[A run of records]

************

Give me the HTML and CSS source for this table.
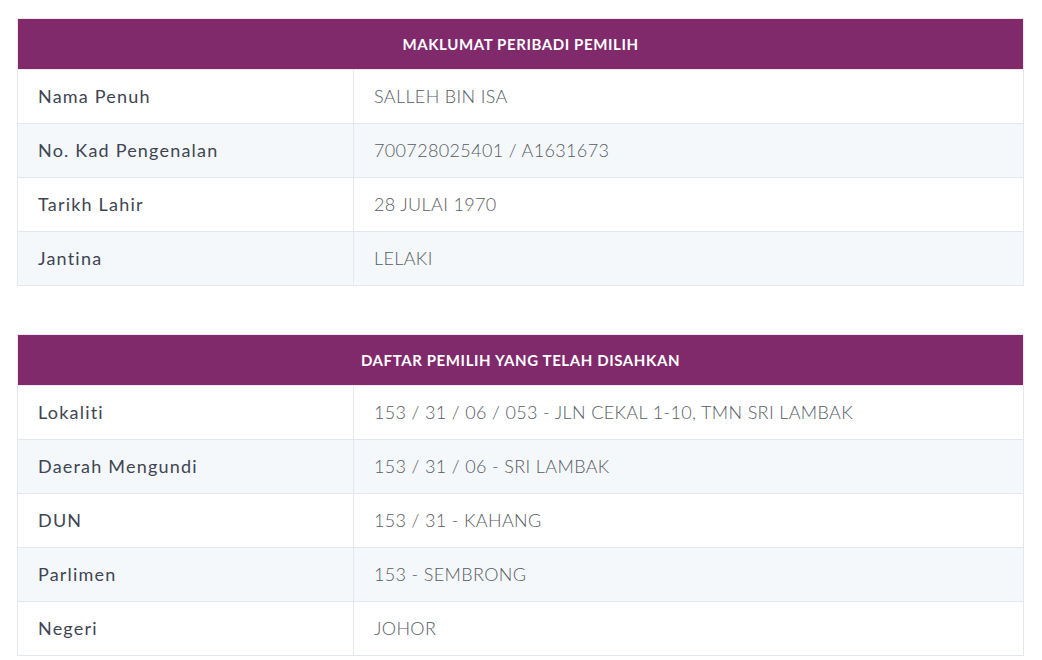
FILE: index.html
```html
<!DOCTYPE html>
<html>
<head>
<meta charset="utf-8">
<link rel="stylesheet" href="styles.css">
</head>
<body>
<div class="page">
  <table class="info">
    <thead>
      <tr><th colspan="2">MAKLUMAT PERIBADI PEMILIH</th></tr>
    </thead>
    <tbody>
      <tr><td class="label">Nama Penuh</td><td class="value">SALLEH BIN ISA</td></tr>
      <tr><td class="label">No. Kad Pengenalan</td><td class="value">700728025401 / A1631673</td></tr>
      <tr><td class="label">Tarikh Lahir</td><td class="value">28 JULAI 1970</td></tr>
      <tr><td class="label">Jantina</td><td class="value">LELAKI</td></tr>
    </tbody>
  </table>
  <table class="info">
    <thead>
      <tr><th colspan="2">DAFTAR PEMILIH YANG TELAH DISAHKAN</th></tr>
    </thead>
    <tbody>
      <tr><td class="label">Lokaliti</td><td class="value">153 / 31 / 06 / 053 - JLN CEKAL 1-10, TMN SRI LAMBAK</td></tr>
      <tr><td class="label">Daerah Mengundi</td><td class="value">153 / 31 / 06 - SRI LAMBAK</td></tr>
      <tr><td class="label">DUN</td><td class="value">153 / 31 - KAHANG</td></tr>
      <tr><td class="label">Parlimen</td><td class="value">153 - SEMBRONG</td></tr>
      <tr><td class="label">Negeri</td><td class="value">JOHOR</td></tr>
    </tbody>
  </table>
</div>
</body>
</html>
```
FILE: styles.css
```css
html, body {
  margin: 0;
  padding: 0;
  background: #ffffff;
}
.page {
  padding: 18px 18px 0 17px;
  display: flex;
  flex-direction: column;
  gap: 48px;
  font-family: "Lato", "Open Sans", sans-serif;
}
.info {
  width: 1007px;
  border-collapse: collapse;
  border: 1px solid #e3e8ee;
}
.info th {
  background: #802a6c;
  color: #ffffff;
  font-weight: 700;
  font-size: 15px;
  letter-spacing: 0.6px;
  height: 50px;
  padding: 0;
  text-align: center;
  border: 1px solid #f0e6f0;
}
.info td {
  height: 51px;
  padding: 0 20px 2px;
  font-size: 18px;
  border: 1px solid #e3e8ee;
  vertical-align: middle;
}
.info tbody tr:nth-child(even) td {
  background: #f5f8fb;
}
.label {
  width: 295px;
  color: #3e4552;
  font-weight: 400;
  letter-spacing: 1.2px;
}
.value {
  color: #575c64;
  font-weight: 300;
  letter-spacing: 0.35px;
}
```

************

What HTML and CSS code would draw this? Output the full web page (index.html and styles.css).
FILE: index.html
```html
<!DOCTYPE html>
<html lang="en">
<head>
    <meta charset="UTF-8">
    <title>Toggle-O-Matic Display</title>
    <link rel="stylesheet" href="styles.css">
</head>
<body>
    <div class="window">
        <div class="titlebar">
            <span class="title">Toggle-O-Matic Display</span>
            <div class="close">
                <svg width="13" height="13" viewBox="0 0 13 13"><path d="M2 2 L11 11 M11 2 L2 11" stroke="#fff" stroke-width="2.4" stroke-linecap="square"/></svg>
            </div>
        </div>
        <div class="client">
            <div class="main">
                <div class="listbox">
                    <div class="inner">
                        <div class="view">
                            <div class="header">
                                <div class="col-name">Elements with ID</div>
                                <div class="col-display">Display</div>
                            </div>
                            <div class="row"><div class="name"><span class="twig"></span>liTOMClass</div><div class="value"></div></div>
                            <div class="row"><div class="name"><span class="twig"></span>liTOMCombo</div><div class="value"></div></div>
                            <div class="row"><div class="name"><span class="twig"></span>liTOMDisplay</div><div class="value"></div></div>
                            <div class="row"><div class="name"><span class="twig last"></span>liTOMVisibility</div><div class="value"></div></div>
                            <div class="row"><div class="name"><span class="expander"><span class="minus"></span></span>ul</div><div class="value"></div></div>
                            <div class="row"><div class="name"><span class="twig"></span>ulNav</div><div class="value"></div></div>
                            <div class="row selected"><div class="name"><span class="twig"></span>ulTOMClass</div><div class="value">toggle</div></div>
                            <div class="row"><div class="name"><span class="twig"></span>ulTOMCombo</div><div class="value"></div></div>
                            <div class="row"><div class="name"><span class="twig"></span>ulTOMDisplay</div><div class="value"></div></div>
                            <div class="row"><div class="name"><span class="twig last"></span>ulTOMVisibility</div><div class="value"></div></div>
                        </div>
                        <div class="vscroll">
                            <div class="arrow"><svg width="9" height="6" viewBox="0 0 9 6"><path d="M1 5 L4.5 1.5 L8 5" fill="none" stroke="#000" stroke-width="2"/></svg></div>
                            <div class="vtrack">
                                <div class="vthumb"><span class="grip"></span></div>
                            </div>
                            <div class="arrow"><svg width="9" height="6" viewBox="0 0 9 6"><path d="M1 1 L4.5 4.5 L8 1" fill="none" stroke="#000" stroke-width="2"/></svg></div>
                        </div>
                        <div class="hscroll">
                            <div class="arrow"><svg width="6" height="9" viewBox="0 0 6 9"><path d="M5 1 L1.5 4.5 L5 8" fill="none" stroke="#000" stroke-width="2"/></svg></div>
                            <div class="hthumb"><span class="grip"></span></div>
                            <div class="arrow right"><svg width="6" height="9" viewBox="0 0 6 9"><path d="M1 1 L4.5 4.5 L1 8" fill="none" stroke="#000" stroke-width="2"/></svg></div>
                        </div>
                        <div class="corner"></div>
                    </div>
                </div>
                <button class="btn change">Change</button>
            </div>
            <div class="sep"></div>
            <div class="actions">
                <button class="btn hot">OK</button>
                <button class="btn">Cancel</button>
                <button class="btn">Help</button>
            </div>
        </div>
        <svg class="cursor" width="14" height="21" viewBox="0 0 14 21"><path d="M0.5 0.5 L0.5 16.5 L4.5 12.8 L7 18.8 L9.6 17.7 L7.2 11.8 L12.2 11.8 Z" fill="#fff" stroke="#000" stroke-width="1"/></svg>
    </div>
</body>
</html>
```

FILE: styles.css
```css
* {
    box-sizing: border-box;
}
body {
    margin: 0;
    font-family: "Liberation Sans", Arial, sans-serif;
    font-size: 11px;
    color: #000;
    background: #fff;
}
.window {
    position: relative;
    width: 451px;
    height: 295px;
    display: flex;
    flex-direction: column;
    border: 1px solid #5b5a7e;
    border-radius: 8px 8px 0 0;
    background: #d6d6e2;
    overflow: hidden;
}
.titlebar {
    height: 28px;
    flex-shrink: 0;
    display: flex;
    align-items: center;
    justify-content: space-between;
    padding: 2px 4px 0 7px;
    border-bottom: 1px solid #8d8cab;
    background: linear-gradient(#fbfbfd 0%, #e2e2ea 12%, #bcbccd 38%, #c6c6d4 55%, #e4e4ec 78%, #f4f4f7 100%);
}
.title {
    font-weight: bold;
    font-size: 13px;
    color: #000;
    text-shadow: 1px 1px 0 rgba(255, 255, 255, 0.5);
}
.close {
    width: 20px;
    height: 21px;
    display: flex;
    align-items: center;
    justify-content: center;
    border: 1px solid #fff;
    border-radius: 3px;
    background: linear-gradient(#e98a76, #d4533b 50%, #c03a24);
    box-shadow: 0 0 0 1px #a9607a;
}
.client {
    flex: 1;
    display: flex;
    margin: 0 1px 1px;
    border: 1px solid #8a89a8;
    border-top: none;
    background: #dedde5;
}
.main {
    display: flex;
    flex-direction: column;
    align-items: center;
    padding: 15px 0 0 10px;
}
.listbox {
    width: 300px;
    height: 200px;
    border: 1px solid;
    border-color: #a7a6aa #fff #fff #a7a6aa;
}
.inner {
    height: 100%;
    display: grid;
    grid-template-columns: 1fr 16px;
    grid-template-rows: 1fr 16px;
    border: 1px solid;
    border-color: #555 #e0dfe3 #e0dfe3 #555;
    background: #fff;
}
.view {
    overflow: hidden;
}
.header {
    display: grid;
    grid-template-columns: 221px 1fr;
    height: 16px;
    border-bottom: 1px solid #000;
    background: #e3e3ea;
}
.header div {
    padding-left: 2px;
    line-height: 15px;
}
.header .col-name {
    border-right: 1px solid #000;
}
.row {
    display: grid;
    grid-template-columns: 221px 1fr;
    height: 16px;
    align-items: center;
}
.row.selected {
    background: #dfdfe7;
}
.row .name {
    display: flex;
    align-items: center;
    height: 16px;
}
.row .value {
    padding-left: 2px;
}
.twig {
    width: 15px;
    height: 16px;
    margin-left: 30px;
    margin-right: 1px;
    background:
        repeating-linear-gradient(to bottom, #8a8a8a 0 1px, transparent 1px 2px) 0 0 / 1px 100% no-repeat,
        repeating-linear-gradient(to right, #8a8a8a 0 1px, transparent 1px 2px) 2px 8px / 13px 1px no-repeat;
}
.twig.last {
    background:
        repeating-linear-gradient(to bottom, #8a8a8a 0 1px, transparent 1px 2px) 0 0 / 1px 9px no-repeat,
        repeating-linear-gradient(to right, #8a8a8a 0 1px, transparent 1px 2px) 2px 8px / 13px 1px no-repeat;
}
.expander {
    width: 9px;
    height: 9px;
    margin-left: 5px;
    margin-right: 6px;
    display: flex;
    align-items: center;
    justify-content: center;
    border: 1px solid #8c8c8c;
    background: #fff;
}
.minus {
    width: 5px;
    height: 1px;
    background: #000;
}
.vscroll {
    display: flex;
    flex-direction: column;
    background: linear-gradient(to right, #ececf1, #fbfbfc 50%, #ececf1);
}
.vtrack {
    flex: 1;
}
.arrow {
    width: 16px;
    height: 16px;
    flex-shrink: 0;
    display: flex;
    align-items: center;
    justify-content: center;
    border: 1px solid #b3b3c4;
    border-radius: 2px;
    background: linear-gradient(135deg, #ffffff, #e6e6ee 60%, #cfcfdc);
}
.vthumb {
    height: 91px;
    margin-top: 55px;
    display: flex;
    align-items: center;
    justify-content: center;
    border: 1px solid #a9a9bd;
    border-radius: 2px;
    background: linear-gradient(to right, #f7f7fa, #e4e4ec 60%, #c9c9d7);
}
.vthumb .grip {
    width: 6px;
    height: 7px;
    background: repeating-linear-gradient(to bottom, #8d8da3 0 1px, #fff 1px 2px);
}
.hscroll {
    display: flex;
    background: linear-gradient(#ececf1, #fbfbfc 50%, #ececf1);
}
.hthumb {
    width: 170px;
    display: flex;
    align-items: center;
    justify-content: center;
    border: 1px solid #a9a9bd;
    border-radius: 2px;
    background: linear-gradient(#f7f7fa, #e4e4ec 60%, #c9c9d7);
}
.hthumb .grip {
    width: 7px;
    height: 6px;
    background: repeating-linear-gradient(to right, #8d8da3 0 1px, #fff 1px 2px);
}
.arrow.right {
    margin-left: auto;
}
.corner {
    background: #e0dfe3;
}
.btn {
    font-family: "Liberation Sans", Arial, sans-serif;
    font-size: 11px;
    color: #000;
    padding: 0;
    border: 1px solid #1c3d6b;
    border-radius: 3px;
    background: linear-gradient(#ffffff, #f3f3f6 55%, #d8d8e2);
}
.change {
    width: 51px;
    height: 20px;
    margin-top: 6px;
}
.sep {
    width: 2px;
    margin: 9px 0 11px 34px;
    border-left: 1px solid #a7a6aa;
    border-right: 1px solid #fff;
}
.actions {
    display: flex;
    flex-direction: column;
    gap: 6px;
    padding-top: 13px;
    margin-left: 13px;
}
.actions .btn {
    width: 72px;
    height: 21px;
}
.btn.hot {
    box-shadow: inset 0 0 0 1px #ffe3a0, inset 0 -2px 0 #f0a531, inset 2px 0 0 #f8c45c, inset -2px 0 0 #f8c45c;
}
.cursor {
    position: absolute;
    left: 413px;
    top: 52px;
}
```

************

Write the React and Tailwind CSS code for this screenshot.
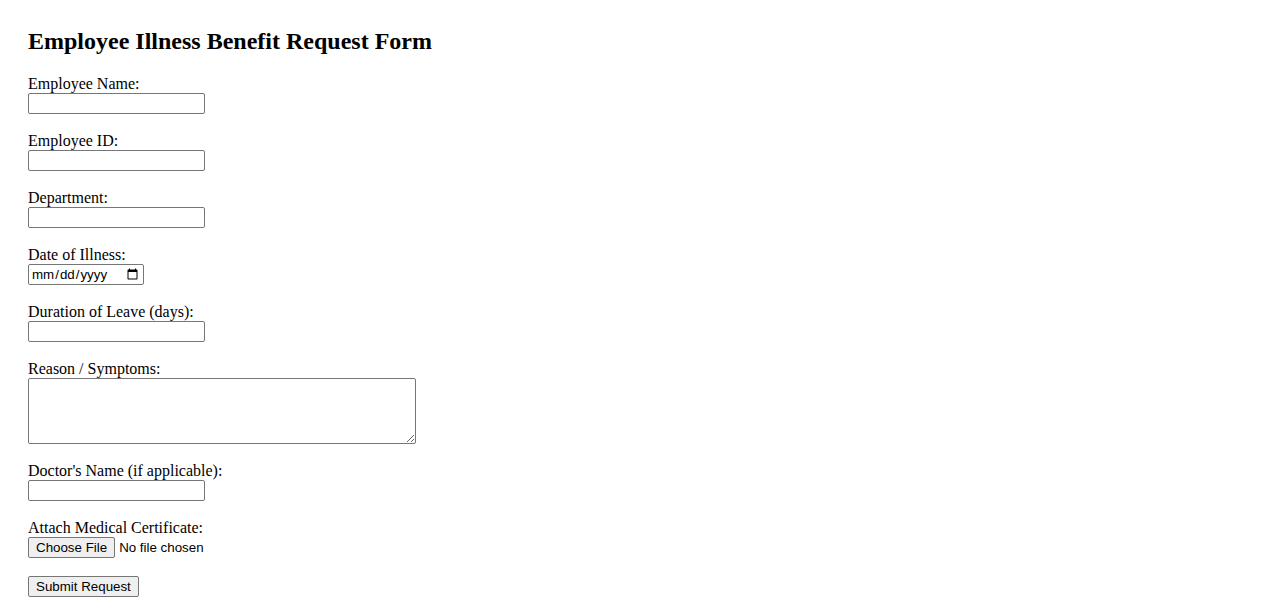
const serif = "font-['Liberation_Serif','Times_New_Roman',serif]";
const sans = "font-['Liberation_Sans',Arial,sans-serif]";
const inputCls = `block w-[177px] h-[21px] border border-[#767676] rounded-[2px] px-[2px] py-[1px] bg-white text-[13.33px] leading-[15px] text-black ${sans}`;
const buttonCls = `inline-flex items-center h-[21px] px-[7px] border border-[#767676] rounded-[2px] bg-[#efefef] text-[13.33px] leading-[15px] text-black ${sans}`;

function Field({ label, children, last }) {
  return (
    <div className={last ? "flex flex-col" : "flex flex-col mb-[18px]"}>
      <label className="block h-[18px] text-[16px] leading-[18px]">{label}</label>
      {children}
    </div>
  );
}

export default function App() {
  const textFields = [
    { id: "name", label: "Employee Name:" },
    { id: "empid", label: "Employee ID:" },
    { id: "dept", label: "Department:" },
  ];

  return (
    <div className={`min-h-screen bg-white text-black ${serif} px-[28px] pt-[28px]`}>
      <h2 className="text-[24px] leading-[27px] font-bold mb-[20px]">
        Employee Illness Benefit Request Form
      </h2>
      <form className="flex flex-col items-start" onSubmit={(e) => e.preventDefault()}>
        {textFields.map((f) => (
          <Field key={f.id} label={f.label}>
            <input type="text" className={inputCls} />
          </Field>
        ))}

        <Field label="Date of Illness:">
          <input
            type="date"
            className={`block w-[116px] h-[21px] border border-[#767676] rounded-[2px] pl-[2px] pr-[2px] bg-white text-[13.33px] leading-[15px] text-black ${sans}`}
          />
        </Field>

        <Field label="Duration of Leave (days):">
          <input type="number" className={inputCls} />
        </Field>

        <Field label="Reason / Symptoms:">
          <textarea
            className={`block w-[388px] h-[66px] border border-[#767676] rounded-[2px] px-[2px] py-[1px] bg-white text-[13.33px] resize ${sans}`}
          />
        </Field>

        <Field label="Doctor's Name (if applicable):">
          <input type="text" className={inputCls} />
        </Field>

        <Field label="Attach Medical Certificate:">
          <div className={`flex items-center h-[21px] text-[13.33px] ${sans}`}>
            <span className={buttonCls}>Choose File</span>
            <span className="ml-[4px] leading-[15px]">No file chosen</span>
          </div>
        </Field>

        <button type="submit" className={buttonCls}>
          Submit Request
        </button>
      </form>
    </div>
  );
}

************

EXERCISE PROMPT:
Out of the records, collect only those lines that contain the string "code".

RESULT FOR THIS TASK:
What HTML and CSS code would draw this? Output the full web page (index.html and styles.css).
Write the React and Tailwind CSS code for this screenshot.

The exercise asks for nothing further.